58th Ukrainian National Mathematical Olympiad

For $y=0$ from the condition we have, that $f(f(x)+f(0))=0$ for any $x$, and there is such $a$ that $f(a)=0$. Thus, for $x=a$, $f(f(0))=0$. Then, for $x=y=0$ it follows, that $f(2f(0))=0$, and for $x=y=f(0)$ we have, that $$f(f(f(0))+f(f(0)))=f^2(0)f(2f(0))=0,$$ i.e. $f(0)=0$ and $f(f(x))=0$ for any $x$.

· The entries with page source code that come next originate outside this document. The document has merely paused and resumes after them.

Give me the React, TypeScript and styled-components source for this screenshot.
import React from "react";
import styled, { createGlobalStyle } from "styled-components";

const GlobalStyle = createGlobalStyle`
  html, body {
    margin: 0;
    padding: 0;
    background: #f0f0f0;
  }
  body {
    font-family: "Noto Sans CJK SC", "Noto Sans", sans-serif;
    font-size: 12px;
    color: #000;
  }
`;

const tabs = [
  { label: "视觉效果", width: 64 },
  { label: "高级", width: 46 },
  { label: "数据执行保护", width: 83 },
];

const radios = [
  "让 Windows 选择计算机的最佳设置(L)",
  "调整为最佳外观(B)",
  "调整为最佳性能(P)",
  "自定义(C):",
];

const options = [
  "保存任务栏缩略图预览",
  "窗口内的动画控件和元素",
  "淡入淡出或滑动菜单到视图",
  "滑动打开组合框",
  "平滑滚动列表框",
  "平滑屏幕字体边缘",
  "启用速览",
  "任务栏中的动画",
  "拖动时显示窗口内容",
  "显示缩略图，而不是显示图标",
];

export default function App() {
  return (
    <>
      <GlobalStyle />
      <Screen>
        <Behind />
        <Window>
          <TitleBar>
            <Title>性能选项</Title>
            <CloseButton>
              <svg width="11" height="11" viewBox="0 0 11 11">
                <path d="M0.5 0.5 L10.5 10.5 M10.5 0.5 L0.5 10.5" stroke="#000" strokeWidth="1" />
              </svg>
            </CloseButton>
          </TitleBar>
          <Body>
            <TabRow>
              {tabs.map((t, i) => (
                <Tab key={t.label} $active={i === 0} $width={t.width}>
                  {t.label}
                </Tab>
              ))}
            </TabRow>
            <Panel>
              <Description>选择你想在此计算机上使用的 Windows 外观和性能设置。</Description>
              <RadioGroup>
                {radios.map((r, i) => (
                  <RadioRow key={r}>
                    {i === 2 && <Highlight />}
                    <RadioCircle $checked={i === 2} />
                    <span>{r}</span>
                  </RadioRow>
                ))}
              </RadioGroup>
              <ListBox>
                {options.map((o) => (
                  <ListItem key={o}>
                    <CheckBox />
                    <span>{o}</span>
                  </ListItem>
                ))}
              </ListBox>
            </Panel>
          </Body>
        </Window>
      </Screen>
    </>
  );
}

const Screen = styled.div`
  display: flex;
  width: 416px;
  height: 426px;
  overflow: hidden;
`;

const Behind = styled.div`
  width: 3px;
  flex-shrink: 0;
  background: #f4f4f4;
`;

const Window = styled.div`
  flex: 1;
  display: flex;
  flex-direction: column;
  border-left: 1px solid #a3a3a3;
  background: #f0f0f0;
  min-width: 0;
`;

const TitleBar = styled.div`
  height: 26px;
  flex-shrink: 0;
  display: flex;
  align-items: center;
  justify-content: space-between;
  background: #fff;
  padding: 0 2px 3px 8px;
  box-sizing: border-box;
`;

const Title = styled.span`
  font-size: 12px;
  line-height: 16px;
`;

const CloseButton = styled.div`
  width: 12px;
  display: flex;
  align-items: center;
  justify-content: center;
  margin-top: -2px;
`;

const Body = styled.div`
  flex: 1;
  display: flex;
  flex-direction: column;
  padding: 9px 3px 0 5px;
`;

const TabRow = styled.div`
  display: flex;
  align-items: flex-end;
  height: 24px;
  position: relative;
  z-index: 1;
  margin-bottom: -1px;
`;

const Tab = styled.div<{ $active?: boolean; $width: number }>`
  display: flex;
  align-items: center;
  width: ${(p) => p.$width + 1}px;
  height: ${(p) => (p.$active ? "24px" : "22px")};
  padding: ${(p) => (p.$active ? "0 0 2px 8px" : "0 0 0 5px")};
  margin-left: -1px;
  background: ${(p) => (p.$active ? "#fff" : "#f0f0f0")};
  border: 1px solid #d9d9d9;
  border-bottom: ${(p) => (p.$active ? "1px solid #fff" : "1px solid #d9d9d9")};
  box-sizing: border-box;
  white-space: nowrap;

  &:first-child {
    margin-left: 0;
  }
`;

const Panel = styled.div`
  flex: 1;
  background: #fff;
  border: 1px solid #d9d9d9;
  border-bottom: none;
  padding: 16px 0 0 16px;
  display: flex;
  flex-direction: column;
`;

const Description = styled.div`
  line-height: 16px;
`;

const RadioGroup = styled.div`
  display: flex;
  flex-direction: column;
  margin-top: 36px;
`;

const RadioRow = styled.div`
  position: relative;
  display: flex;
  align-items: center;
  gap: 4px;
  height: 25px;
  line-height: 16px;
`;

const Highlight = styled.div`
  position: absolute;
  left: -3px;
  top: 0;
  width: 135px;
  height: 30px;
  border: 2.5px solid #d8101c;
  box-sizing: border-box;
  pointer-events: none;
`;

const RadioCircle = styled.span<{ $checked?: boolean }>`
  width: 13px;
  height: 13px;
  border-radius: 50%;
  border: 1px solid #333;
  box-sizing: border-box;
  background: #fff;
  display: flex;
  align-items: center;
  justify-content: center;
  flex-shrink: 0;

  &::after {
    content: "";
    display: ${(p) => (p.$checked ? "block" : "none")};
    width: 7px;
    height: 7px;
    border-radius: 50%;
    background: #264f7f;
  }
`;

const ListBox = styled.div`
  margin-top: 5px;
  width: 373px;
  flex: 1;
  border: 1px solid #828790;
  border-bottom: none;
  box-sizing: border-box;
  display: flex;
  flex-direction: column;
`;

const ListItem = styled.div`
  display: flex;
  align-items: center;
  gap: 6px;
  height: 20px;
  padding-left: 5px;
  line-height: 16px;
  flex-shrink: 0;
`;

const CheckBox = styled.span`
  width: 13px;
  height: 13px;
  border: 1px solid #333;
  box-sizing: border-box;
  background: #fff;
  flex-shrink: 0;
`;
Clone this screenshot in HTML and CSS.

Let $y=f(y)$ in the condition, then $$xf(y)f(x+f(y))=f(f(x)+f(f(y)))=f(f(x))=0,$$ so $xf(y)f(x+f(y))=0$ for arbitrary $x$ and $y$.

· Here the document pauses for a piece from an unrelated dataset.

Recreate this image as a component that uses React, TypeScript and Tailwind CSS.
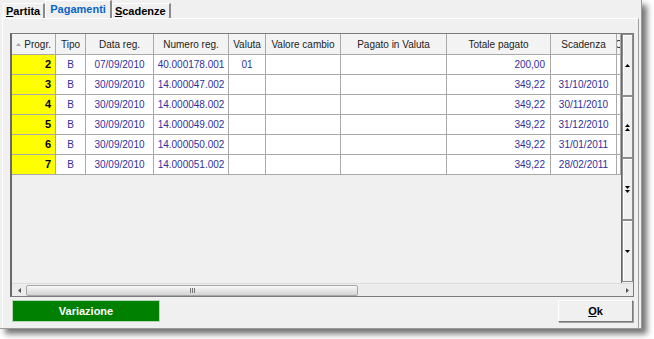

Let $f(y_0)\ne 0$ for some $y_0>0$. Let $y=y_0-x$, then $$f(f(x)+f(y_0-x))=x(y_0-x)f(y_0).$$ Expression in right part takes arbitrary value in segment $[0;\frac{1}{4}{y}_0^{2}f(y_0)]$, so range of function $f$ includes this segment. Thus, there is some $x_0$ such, that $f(x_0)=\min \{\frac{1}{2}{y}_0,\frac{1}{8}{y}_0^{2}f(y_0)\}$. From equality $xf(y)f(x+f(y))=0$ for $y=x_0$ and $x=y_0-f(x_0)>0$ we have, that $f(x_0)f(y_0)=0$, that is impossible. This contradiction proves, that $f(x)=0$ for arbitrary $x\in [0,+\infty )$.